BRADENTON -- By 2015, funds to help uninsured Manatee County residents get access to health care will be depleted.
That was one of the facts Manatee County commissioners heard Tuesday during a workshop on the status of a committee of community leaders looking into how to maintain a healthy health care industry.
Brenda Rogers, director of the county community services department, told commissioners that the fund established in 2008, with the dissolution of another health care fund, to pay for emergency room costs for uninsured and indigent patients is almost out of money.

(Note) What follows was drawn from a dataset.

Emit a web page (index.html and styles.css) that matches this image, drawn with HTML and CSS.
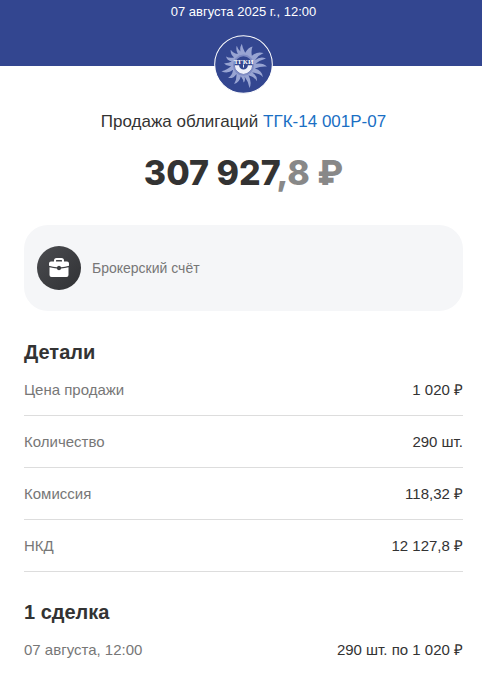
FILE: index.html
```html
<!DOCTYPE html>
<html lang="ru">
<head>
    <meta charset="UTF-8">
    <meta name="viewport" content="width=device-width, initial-scale=1.0">
    <title>Продажа облигаций ТГК-14 001Р-07</title>
    <link rel="stylesheet" href="styles.css">
</head>
<body>
    <header class="top">
        <time class="top-date" datetime="2025-08-07T12:00">07 августа 2025 г., 12:00</time>
        <!-- Логотип эмитента -->
        <svg class="logo" viewBox="0 0 176 176" aria-hidden="true">
            <circle cx="88" cy="88" r="86" fill="#334690" stroke="#fff" stroke-width="3"/>
            <path fill="#98a4d2" d="M79 49Q76 38 83 26Q85 39 93 53Q102 37 115 34Q110 46 113 62Q128 48 148 54Q133 60 122 75Q138 63 155 70Q137 75 124 86Q146 82 158 94Q140 92 122 100Q144 106 146 126Q136 114 114 112Q130 122 128 138Q121 125 103 120Q114 142 106 158Q103 140 91 124Q95 136 88 142Q88 133 80 123Q76 142 60 146Q68 134 67 116Q58 131 42 128Q54 122 57 104Q41 117 22 108Q39 105 52 92Q38 95 30 84Q42 85 53 79Q38 76 36 64Q45 70 60 67Q48 57 50 44Q56 54 71 57Q64 43 68 32Q71 43 79 49Z"/>
            <circle cx="88" cy="90" r="29" fill="#334690" stroke="#7f8cc4" stroke-width="5"/>
            <path fill="#eef0fa" d="M62 90A26 26 0 0 0 114 90L101 90A13 13 0 0 1 75 90Z"/>
            <path stroke="#eef0fa" stroke-width="3" fill="none" d="M88 88v9"/>
            <text class="logo-text" x="88" y="87" text-anchor="middle">ТГКИ</text>
        </svg>
    </header>

    <main class="content">
        <h1 class="title">Продажа облигаций <a href="#">ТГК-14 001Р-07</a></h1>
        <p class="amount">307 927<span class="amount-rest">,8 ₽</span></p>

        <section class="account">
            <svg class="account-icon" viewBox="0 0 44 44" aria-hidden="true">
                <defs>
                    <linearGradient id="dark" x1="0" y1="0" x2="1" y2="1">
                        <stop offset="0" stop-color="#4b4c50"/>
                        <stop offset="1" stop-color="#303134"/>
                    </linearGradient>
                </defs>
                <circle cx="22" cy="22" r="22" fill="url(#dark)"/>
                <path fill="none" stroke="#fff" stroke-width="2" d="M18 16v-1.500a1.500 1.500 0 0 1 1.500-1.500h5a1.500 1.500 0 0 1 1.500 1.500V16"/>
                <path fill="#fff" d="M14 15.500h16a2 2 0 0 1 2 2v2.200q-4 1.300-7.900 1.500a2.200 2.200 0 0 0-4.200 0q-3.900-.2-7.900-1.500v-2.200a2 2 0 0 1 2-2Z"/>
                <path fill="#fff" d="M12.500 21.200q3.700 1.100 7.300 1.300a2.300 2.300 0 0 0 4.400 0q3.600-.2 7.300-1.300v7.800a2 2 0 0 1-2 2h-15a2 2 0 0 1-2-2Z"/>
            </svg>
            <span>Брокерский счёт</span>
        </section>

        <section class="block">
            <h2>Детали</h2>
            <dl class="rows">
                <div class="row"><dt>Цена продажи</dt><dd>1 020 ₽</dd></div>
                <div class="row"><dt>Количество</dt><dd>290 шт.</dd></div>
                <div class="row"><dt>Комиссия</dt><dd>118,32 ₽</dd></div>
                <div class="row"><dt>НКД</dt><dd>12 127,8 ₽</dd></div>
            </dl>
        </section>

        <section class="block">
            <h2>1 сделка</h2>
            <dl class="rows">
                <div class="row row-last"><dt>07 августа, 12:00</dt><dd>290 шт. по 1 020 ₽</dd></div>
            </dl>
        </section>
    </main>
</body>
</html>
```
FILE: styles.css
```css
* {
    margin: 0;
    padding: 0;
    box-sizing: border-box;
}

body {
    font-family: 'Liberation Sans', Arial, sans-serif;
    font-size: 15px;
    line-height: 20px;
    color: #333;
    background: #fff;
}

.top {
    display: flex;
    flex-direction: column;
    align-items: center;
    gap: 13px;
    height: 66px;
    padding: 2px 19px 0 24px;
    background: #334690;
}

.top-date {
    font-size: 13px;
    color: #fff;
}

/* логотип выступает за нижний край шапки */
.logo {
    flex-shrink: 0;
    width: 59px;
    height: 59px;
}

.logo-text {
    font-family: 'Liberation Serif', serif;
    font-size: 21px;
    font-weight: bold;
    fill: #fff;
}

.content {
    padding: 44px 19px 24px 24px;
}

.title {
    font-size: 17px;
    font-weight: 400;
    line-height: 24px;
    text-align: center;
}

.title a {
    color: #1a6fc4;
    text-decoration: none;
}

.amount {
    margin-top: 15px;
    font-family: 'Inter', 'Liberation Sans', sans-serif;
    font-size: 34px;
    font-weight: 800;
    line-height: 48px;
    text-align: center;
}

.amount-rest {
    color: #888;
}

.account {
    display: flex;
    align-items: center;
    gap: 11px;
    margin: 28px 0 27px;
    padding: 21px 13px;
    font-size: 14px;
    color: #777;
    background: #f5f6f8;
    border-radius: 24px;
}

.account-icon {
    width: 44px;
    height: 44px;
}

.block + .block {
    margin-top: 26px;
}

h2 {
    font-size: 20px;
    font-weight: 700;
    line-height: 28px;
}

.row {
    display: flex;
    justify-content: space-between;
    padding: 16px 0 15px;
    border-bottom: 1px solid #ddd;
}

.row:first-child {
    padding-top: 14px;
}

.row-last {
    border-bottom: none;
}

dt {
    color: #777;
}
```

The charts and graphs Rogers presented showed that if spending continues at the current rate, it is projected the fund will be used up by 2015, and if the commission wanted to continue the program, it would need to come up with other funding sources.
The community committee, the Manatee County Health Care Alliance, will offer options to the commissioners in February on finding other revenue streams to continue the current programs or to restructure the whole system.
The alliance was formed as a result of a 2010 Manatee Chamber of Commerce study on the state of health care in Manatee County, after the county Health Care Access Task Force looked into funding health care for indigent residents in 2008.
Rogers reported on the status of the 13 recommendations of the task force.
The task force found people without access to health care insurance are using the more expensive hospital emergency room services for problems better handled at a walk-in clinic or by a family physician.
These emergency room visits have placed a financial burden on the hospitals in the county, even though Manatee County has been reimbursing some of the costs with a fund created from the proceeds of the county-owned hospital in 1984.
The fund had about $26.5 million budgeted for 2012 expenses, and with annual expenses of about $9.5 million, the monies will be depleted by 2015.
County Administrator Ed Hunzeker said his staff has been exploring how to reduce the costs to the county and to find an alternative funding source.
"It's cheaper to treat a cold in a clinic," Hunzeker
said, "than treat pneumonia in the ER."
Commissioner Larry Bustle said the charts indicate the rate of spending is increasing.
Hunzeker said that was partly because of the economy.
"More and more people are unemployed and employers are dropping health care benefits," he said.
Another problem the task force highlighted was the shortage of doctors in the community.
It recommended establishing a physician residency program at a hospital.
Rogers reported that Manatee Memorial Hospital now has 20 participants in its residency program and plan to fill another 44 slots by next summer.
Her report also outlined what other counties are doing to improve health care delivery and how they pay for it.
Hillsborough County has a 0.5 percent sales tax dedicated to their system, while Pinellas County uses property taxes from the general fund.
Because Sarasota County owns a hospital, it created a taxing district that levies a property tax.
"It's important to have a healthy community to get people to move to Manatee County," Commissioner Carol Whitmore said after the workshop. "We can't attract companies and create jobs if you don't."